Given information:
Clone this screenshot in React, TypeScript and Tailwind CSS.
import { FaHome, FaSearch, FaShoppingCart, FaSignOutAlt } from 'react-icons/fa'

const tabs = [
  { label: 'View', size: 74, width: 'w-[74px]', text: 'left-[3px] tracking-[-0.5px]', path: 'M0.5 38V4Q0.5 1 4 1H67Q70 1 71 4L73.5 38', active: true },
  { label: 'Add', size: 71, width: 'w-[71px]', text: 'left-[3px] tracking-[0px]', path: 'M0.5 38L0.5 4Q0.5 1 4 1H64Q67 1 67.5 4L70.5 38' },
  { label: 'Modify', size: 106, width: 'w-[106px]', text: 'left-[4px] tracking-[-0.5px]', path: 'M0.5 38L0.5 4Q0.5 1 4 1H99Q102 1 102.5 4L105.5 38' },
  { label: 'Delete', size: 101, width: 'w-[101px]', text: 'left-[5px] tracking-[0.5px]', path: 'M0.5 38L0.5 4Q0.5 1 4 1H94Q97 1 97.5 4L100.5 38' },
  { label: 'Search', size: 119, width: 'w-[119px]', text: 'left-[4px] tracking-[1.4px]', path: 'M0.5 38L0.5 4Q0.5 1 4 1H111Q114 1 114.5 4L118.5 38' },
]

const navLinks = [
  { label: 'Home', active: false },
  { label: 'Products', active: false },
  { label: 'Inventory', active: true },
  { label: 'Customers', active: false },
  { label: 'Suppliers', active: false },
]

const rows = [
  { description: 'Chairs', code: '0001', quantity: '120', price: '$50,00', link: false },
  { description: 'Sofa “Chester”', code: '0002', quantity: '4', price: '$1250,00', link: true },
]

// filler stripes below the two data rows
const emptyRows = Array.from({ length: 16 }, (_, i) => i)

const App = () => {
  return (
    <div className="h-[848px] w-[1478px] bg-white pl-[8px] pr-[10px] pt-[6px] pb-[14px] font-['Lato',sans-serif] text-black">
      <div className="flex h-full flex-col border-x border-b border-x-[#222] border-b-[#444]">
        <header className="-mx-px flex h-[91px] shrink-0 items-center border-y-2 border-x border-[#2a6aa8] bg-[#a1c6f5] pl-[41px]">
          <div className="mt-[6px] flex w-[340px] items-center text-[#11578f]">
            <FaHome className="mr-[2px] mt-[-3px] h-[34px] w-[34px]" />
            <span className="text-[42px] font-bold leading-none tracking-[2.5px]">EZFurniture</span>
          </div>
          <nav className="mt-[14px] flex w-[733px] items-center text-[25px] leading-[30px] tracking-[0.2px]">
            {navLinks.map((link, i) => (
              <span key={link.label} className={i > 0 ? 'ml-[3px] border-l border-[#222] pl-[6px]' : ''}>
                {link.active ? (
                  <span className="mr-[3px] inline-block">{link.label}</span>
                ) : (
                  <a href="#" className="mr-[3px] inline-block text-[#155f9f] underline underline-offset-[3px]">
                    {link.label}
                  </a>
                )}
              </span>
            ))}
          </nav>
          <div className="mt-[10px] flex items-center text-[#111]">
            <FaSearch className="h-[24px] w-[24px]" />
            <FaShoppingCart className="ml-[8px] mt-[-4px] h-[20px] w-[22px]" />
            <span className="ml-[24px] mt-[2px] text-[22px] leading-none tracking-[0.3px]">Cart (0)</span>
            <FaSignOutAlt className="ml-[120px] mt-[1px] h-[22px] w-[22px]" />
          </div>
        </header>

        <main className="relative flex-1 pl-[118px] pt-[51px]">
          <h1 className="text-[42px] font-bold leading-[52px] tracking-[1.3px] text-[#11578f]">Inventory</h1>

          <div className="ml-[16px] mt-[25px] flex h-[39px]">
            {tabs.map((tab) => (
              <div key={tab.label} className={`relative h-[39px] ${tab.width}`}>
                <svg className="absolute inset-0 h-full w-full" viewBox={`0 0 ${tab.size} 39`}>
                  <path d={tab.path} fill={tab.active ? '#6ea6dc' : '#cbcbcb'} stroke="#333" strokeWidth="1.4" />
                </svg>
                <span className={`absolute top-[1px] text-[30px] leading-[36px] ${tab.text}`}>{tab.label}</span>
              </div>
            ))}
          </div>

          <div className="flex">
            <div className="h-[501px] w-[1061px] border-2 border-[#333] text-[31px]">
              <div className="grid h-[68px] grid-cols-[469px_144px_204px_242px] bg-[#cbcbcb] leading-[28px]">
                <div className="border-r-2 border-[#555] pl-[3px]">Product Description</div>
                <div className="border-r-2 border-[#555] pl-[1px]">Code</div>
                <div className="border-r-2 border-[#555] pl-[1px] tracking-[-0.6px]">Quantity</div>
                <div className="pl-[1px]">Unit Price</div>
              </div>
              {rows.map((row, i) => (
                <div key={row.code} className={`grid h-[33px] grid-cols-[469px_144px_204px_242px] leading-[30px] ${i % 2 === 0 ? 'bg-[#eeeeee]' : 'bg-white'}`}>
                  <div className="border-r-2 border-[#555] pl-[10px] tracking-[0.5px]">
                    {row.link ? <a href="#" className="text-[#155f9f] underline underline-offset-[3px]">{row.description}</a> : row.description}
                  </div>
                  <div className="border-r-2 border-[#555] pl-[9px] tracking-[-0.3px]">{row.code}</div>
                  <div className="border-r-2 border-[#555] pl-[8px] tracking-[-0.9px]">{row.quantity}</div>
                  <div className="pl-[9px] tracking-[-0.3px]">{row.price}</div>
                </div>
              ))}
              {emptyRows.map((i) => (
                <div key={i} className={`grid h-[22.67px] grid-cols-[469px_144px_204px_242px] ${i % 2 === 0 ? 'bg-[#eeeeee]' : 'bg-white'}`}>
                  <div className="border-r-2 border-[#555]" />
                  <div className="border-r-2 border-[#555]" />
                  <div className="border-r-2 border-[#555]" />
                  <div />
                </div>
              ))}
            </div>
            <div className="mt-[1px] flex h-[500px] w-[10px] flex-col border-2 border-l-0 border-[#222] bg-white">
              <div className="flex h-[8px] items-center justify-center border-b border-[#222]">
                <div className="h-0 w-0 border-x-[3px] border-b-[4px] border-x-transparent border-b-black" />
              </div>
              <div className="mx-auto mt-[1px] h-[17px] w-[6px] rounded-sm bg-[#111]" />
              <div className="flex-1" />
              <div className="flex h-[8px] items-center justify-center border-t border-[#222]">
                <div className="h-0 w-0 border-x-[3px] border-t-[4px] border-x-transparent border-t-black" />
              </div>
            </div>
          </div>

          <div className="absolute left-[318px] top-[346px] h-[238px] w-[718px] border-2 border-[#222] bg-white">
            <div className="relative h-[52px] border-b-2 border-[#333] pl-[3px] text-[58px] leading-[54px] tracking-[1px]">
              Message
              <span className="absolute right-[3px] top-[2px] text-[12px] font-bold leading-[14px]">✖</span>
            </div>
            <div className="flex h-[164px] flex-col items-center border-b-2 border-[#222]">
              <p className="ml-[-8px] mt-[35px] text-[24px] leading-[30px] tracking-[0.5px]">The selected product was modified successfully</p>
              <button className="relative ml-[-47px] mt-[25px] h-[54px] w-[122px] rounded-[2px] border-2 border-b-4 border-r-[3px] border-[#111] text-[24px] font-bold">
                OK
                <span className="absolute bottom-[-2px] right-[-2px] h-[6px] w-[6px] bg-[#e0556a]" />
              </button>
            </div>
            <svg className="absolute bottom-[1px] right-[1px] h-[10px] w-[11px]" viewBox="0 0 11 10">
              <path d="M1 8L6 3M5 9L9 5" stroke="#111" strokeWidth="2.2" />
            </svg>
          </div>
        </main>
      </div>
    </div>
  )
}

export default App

The task:
Give back the listing exactly, please, from its first line to the line containing "FaSearch, FaShoppingCart, FaSignOutAlt", inclusive, and nothing past that line.

Answer to the task:
Clone this screenshot in React, TypeScript and Tailwind CSS.
import { FaHome, FaSearch, FaShoppingCart, FaSignOutAlt } from 'react-icons/fa'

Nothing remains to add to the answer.